◆ What to work on ◆
Check every line of the entries that follow, and copy the ones containing "with".

Dataset records
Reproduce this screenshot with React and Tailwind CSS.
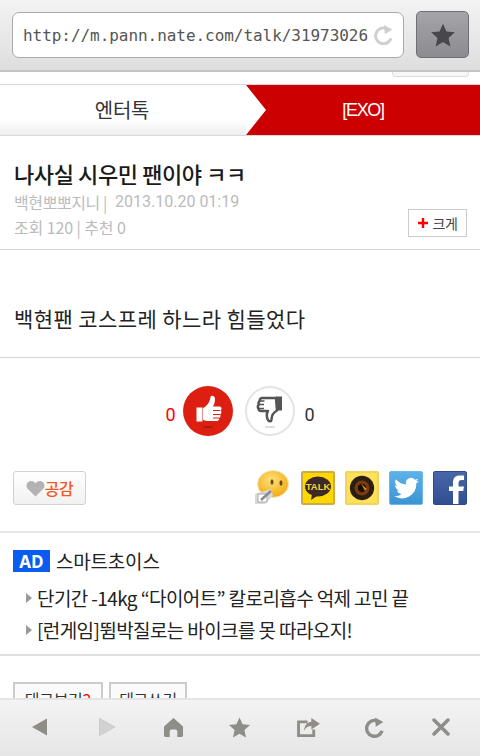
const KR = { fontFamily: '"Noto Sans CJK KR", "Noto Sans", sans-serif' };

function Star({ className }) {
  return (
    <svg viewBox="0 0 24 24" className={className} fill="currentColor">
      <path d="M12 1.500l3.200 7.200 7.800.8-5.900 5.200 1.700 7.800L12 18.400l-6.800 4.100 1.700-7.800L1 9.500l7.800-.8z" />
    </svg>
  );
}

function Refresh({ className, stroke = 4 }) {
  return (
    <svg viewBox="0 0 24 24" className={className} fill="none">
      <path d="M20.500 16a9.500 9.500 0 1 1-6-12" stroke="currentColor" strokeWidth={stroke} />
      <path d="M12 0l10 5.500-9 5.500z" fill="currentColor" />
    </svg>
  );
}

function ThumbUp() {
  return (
    <svg viewBox="0 0 50 50" className="w-[50px] h-[50px] shrink-0">
      <circle cx="25" cy="25" r="25" fill="#dd1f12" />
      <path d="M13.500 21.500h6v14h-6z" fill="#fff" />
      <path d="M20 22c4-2 7-6 7.500-11 .2-2 4.500-1.500 4.500 2 0 3-1 5.500-2 7.500h6.500c2.500 0 2.500 3.500 1 4 1.500 1 1 3.500-.5 4 1 1 .5 3-1 3.500.5 1.500-.5 3-2 3H24c-2 0-3-1-4-1.500z" fill="#fff" />
      <path d="M30 24.500h7M30 28.500h7M30 32h6" stroke="#dd1f12" strokeWidth="1" />
      <rect x="20" y="40" width="10" height="2" rx="1" fill="#a81c12" />
    </svg>
  );
}

function ThumbDown() {
  return (
    <svg viewBox="0 0 50 50" className="w-[50px] h-[50px] shrink-0">
      <circle cx="25" cy="25" r="24" fill="#fff" stroke="#e4e4e4" strokeWidth="2" />
      <path d="M37 10.500h-6v14h6z" fill="#555" />
      <path d="M31 12H17c-2 0-2.500 2-2 3-1.500 .5-2 2.500-1 3.500-1.500 1-1.500 3-.5 4 0 2 1.500 2.500 3 2.500h6.500c-1.500 2.500-1.500 6 0 9 1 2 3.500 1.500 3.500-.5 0-4 2-7 5.500-9z" fill="#fff" stroke="#555" strokeWidth="2.500" strokeLinejoin="round" />
      <path d="M14 18.500h5M14 22.500h5M15.500 15h4" stroke="#555" strokeWidth="1.500" />
      <rect x="20" y="40" width="10" height="2" rx="1" fill="#dddddd" />
    </svg>
  );
}

function Emoticon() {
  return (
    <svg viewBox="0 0 36 36" className="w-[36px] h-[36px]">
      <defs>
        <radialGradient id="face" cx="0.45" cy="0.35" r="0.7">
          <stop offset="0" stopColor="#ffe27a" />
          <stop offset="1" stopColor="#f2a50c" />
        </radialGradient>
      </defs>
      <ellipse cx="18" cy="14" rx="15.500" ry="13.500" fill="url(#face)" stroke="#fbe6b0" />
      <ellipse cx="17" cy="12" rx="1.500" ry="2.800" fill="#6b4a10" />
      <ellipse cx="26" cy="13" rx="1.500" ry="2.800" fill="#6b4a10" />
      <path d="M0 24l16-5 2 7-8 8H0z" fill="#d9d9d9" />
      <rect x="3" y="24" width="9" height="8" fill="#fff" stroke="#aaa" />
      <path d="M6 30l10-9" stroke="#8a8a8a" strokeWidth="2.500" />
    </svg>
  );
}

function KakaoTalk() {
  return (
    <div className="w-[34px] h-[34px] rounded-[2px] border-2 border-[#cdaa45] bg-[#fdd800] flex items-center justify-center">
      <svg viewBox="0 0 30 30" className="w-[30px] h-[30px]">
        <ellipse cx="15" cy="13.500" rx="13" ry="10" fill="#3d2a26" />
        <path d="M9 21l-1 6 6-4z" fill="#3d2a26" />
        <text x="15" y="17" textAnchor="middle" fontSize="9.500" fontWeight="700" fill="#f7d13c" fontFamily="Liberation Sans, sans-serif">TALK</text>
      </svg>
    </div>
  );
}

function KakaoStory() {
  return (
    <div className="w-[34px] h-[34px] rounded-[2px] border-2 border-[#f0d25c] bg-[#fde15a] flex items-center justify-center">
      <svg viewBox="0 0 30 30" className="w-[28px] h-[28px]">
        <circle cx="15" cy="15" r="13" fill="#2d1d12" />
        <circle cx="15" cy="15" r="8" fill="#7a3d0c" />
        <circle cx="15" cy="15" r="4.500" fill="#1a0f08" />
        <path d="M14 10l6 6-2 2z" fill="#d98a1f" />
      </svg>
    </div>
  );
}

function Twitter() {
  return (
    <div className="w-[34px] h-[34px] rounded-[2px] border border-[#6cb8e6] bg-gradient-to-b from-[#5cb2e8] to-[#3b94d4] flex items-center justify-center">
      <svg viewBox="0 0 24 24" className="w-[27px] h-[27px]" fill="#fff">
        <path d="M23 5c-.8.4-1.700.6-2.600.7.900-.6 1.600-1.400 2-2.500-.9.500-1.800.9-2.900 1.100a4.500 4.500 0 0 0-7.800 4.100C8 8.200 4.700 6.400 2.500 3.700c-1.200 2-.6 4.700 1.400 6-.7 0-1.400-.2-2-.6 0 2.200 1.500 4.100 3.600 4.500-.7.200-1.400.2-2 .1.600 1.800 2.200 3.100 4.200 3.100A9 9 0 0 1 1 18.700 12.800 12.800 0 0 0 20.700 7.300c.9-.6 1.700-1.400 2.300-2.300z" />
      </svg>
    </div>
  );
}

function Facebook() {
  return (
    <div className="w-[34px] h-[34px] rounded-[2px] border border-[#2d4a8c] bg-gradient-to-b from-[#4767a8] to-[#2f4f92] overflow-hidden flex items-end justify-end">
      <svg viewBox="0 0 24 30" className="w-[24px] h-[30px]" fill="#fff">
        <path d="M11 30V17H7v-4.500h4V8.500C11 4 13.500 1.500 17.500 1.500H22V6h-2.500C17.500 6 16.500 7 16.500 9v3.500H22l-.8 4.500h-4.700v13z" />
      </svg>
    </div>
  );
}

function Row({ children }) {
  return (
    <div className="flex items-center h-[32px] text-[19px] tracking-[-0.6px] text-[#222]">
      <span className="w-0 h-0 ml-[26px] mr-[5px] border-y-[5px] border-y-transparent border-l-[6px] border-l-[#999]" />
      <span>{children}</span>
    </div>
  );
}

export default function App() {
  return (
    <div className="w-[480px] h-[756px] flex flex-col overflow-hidden bg-white" style={KR}>
      {/* browser top bar */}
      <div className="h-[72px] shrink-0 flex items-center gap-[12px] pl-[12px] pr-[11px] pb-[1px] bg-gradient-to-b from-[#f3f3f3] to-[#dedede] border-b-2 border-[#c4c4c4]">
        <div className="w-[392px] h-[46px] flex items-center justify-between pl-[10px] pr-[9px] bg-white rounded-[7px] border border-[#aaa]">
          <span className="text-[16px] leading-none pt-[3px] text-[#555] whitespace-nowrap tracking-[-0.05px]" style={{ fontFamily: '"DejaVu Sans Mono", monospace' }}>
            http://m.pann.nate.com/talk/31973026
          </span>
          <Refresh className="w-[20px] h-[20px] text-[#cfcfcf] shrink-0" stroke={3.5} />
        </div>
        <div className="w-[53px] h-[47px] flex items-center justify-center rounded-[5px] border border-[#6f6f75] bg-gradient-to-b from-[#a5a5a9] to-[#8b8b90]">
          <Star className="w-[26px] h-[26px] text-[#47474c]" />
        </div>
      </div>

      <div className="flex-1 min-h-0 overflow-hidden">
        <div className="h-[5px] flex justify-end pr-[11px]">
          <div className="w-[77px] h-[5px] bg-[#f7f7f7] border border-t-0 border-[#dcdcdc] rounded-b-[4px]" />
        </div>

        {/* category tabs */}
        <div className="mt-[7px] h-[52px] flex border-y border-[#d8d8d8]">
          <div className="w-[246px] flex items-center justify-center pr-[2px] text-[20px] tracking-[-0.2px] text-[#333] bg-gradient-to-b from-white from-70% to-[#eeeeee]">
            엔터톡
          </div>
          <div className="flex-1 relative flex items-center justify-center bg-[#cc0000] text-white text-[18px] tracking-[-1.3px]" style={{ fontFamily: '"Liberation Sans", sans-serif' }}>
            <svg viewBox="0 0 20 50" preserveAspectRatio="none" className="absolute left-0 top-0 h-full w-[20px]">
              <path d="M0 0L20 25 0 50z" fill="#fff" />
            </svg>
            [EXO]
          </div>
        </div>

        {/* post header */}
        <div className="h-[114px] px-[14px] pt-[22px] border-b border-[#d4d4d4] relative">
          <div className="text-[22px] leading-[30px] font-medium tracking-[-0.4px] text-[#1a1a1a]">나사실 시우민 팬이야 ㅋㅋ</div>
          <div className="mt-[2px] text-[16px] leading-[24px] tracking-[-0.4px] text-[#bbb] flex">
            <span>백현뽀뽀지니 |</span>
            <span className="ml-[8px] tracking-normal" style={{ fontFamily: '"Roboto", sans-serif' }}>2013.10.20 01:19</span>
          </div>
          <div className="text-[16px] leading-[26px] tracking-[-0.1px] text-[#bbb]">조회 120 | 추천 0</div>
          <div className="absolute right-[13px] top-[73px] w-[59px] h-[28px] flex items-center justify-center gap-[5px] border border-[#ccc] bg-white text-[14px] text-[#444] tracking-[-0.5px]">
            <svg viewBox="0 0 10 10" className="w-[10px] h-[10px]">
              <path d="M3.800 0h2.400v3.800H10v2.400H6.200V10H3.800V6.200H0V3.800h3.800z" fill="#f00" />
            </svg>
            <span>크게</span>
          </div>
        </div>

        {/* body */}
        <div className="h-[108px] px-[14px] pt-[53px] border-b border-[#d4d4d4] text-[21px] leading-[30px] tracking-[0.4px] text-[#222]">
          백현팬 코스프레 하느라 힘들었다
        </div>

        {/* votes */}
        <div className="h-[175px] border-b-2 border-[#e6e6e6] pl-[13px] pr-[13px]">
          <div className="h-[112px] flex items-center justify-center pb-[6px] text-[18px]" style={{ fontFamily: '"Roboto", sans-serif' }}>
            <span className="text-[#f00] mr-[7px] mt-[6px]">0</span>
            <ThumbUp />
            <span className="w-[12px]" />
            <ThumbDown />
            <span className="text-[#333] ml-[10px] mt-[6px]">0</span>
          </div>
          <div className="flex items-center justify-between">
            <div className="w-[73px] h-[34px] flex items-center justify-center rounded-[3px] border border-[#d2d2d2] bg-gradient-to-b from-white to-[#f1f1f1] text-[#f5581e] text-[16px] font-medium tracking-[-0.5px]">
              <svg viewBox="0 0 20 18" className="w-[19px] h-[17px]">
                <path d="M10 17.500L1.500 9C-1 5.500 1.500 1 5.500 1 7.500 1 9 2 10 3.500 11 2 12.500 1 14.500 1c4 0 6.500 4.500 4 8z" fill="#b3b3b3" />
              </svg>
              공감
            </div>
            <div className="flex items-center gap-[10px]">
              <Emoticon />
              <KakaoTalk />
              <KakaoStory />
              <Twitter />
              <Facebook />
            </div>
          </div>
        </div>

        {/* ad */}
        <div className="h-[123px] border-b-2 border-[#e0e0e0] pt-[16px]">
          <div className="flex items-center gap-[6px] px-[13px] h-[24px]">
            <span className="w-[37px] h-[22px] bg-[#0a5cf0] text-white font-bold text-[17px] leading-none flex items-center justify-center" style={{ fontFamily: '"Open Sans", sans-serif' }}>AD</span>
            <span className="text-[19px] tracking-[-0.2px] text-[#222]">스마트초이스</span>
          </div>
          <div className="mt-[9px]">
            <Row>단기간 -14kg “다이어트” 칼로리흡수 억제 고민 끝</Row>
            <Row>[런게임]뜀박질로는 바이크를 못 따라오지!</Row>
          </div>
        </div>

        {/* tag buttons, cut off by the toolbar */}
        <div className="mt-[26px] flex gap-[6px] px-[13px]">
          <div className="w-[90px] h-[32px] pt-[2px] border-2 border-[#ccc] bg-[#fafafa] flex items-center justify-center text-[16px] text-[#333] tracking-[-0.3px]">
            태그보기<span className="text-[#f00]">2</span>
          </div>
          <div className="w-[78px] h-[32px] pt-[2px] border-2 border-[#ccc] bg-[#fafafa] flex items-center justify-center text-[16px] text-[#333] tracking-[-0.3px]">
            태그쓰기
          </div>
        </div>
      </div>

      {/* browser bottom bar */}
      <div className="h-[58px] shrink-0 border-t-2 border-[#e4e4e4] bg-gradient-to-b from-[#f3f3f3] to-[#e6e6e6] relative z-10 flex items-center pl-[32px] pb-[2px] text-[#8e8d88]">
        <svg viewBox="0 0 16 18" className="w-[15px] h-[18px]"><path d="M16 0v18L0 9z" fill="currentColor" /></svg>
        <svg viewBox="0 0 16 18" className="w-[16px] h-[18px] ml-[52px]"><path d="M0 0v18l16-9z" fill="#d2d2d2" stroke="#bdbdbd" strokeWidth="0.5" /></svg>
        <svg viewBox="0 0 20 20" className="w-[19px] h-[19px] ml-[49px]"><path d="M10 0L20 9v9.500c0 .8-.6 1.500-1.500 1.500H14v-6c0-1-1-2-2-2H8c-1 0-2 1-2 2v6H1.500C.6 20 0 19.300 0 18.500V9z" fill="currentColor" /></svg>
        <Star className="w-[23px] h-[23px] ml-[45px]" />
        <svg viewBox="0 0 24 20" className="w-[23px] h-[19px] ml-[46px]" fill="none">
          <path d="M11 4H1.500v14.500h16V12" stroke="currentColor" strokeWidth="3" />
          <path d="M15 0l9 6-9 6V8.500c-4 0-6 2-7.500 5 0-5 2.500-9 7.500-9.500z" fill="currentColor" />
        </svg>
        <Refresh className="w-[20px] h-[21px] ml-[45px]" />
        <svg viewBox="0 0 18 18" className="w-[18px] h-[18px] ml-[47px]"><path d="M2 2l14 14M16 2L2 16" stroke="currentColor" strokeWidth="3.500" strokeLinecap="round" /></svg>
      </div>
    </div>
  );
}
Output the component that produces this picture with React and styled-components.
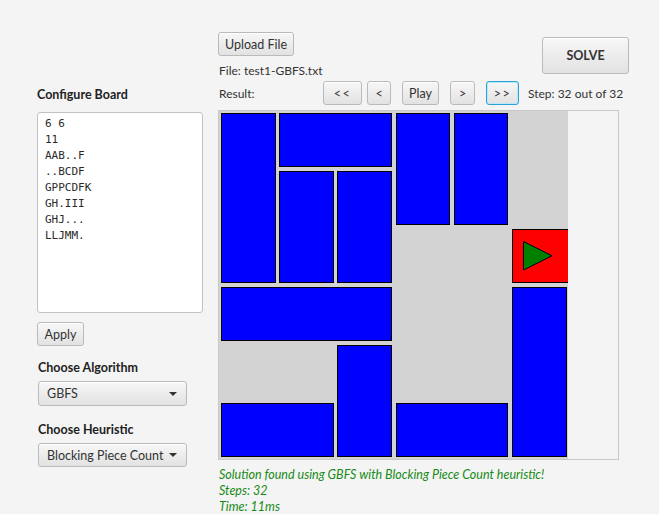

◆ Written answer ◆
Reproduce this screenshot with React and Tailwind CSS.
Output the component that produces this picture with React and styled-components.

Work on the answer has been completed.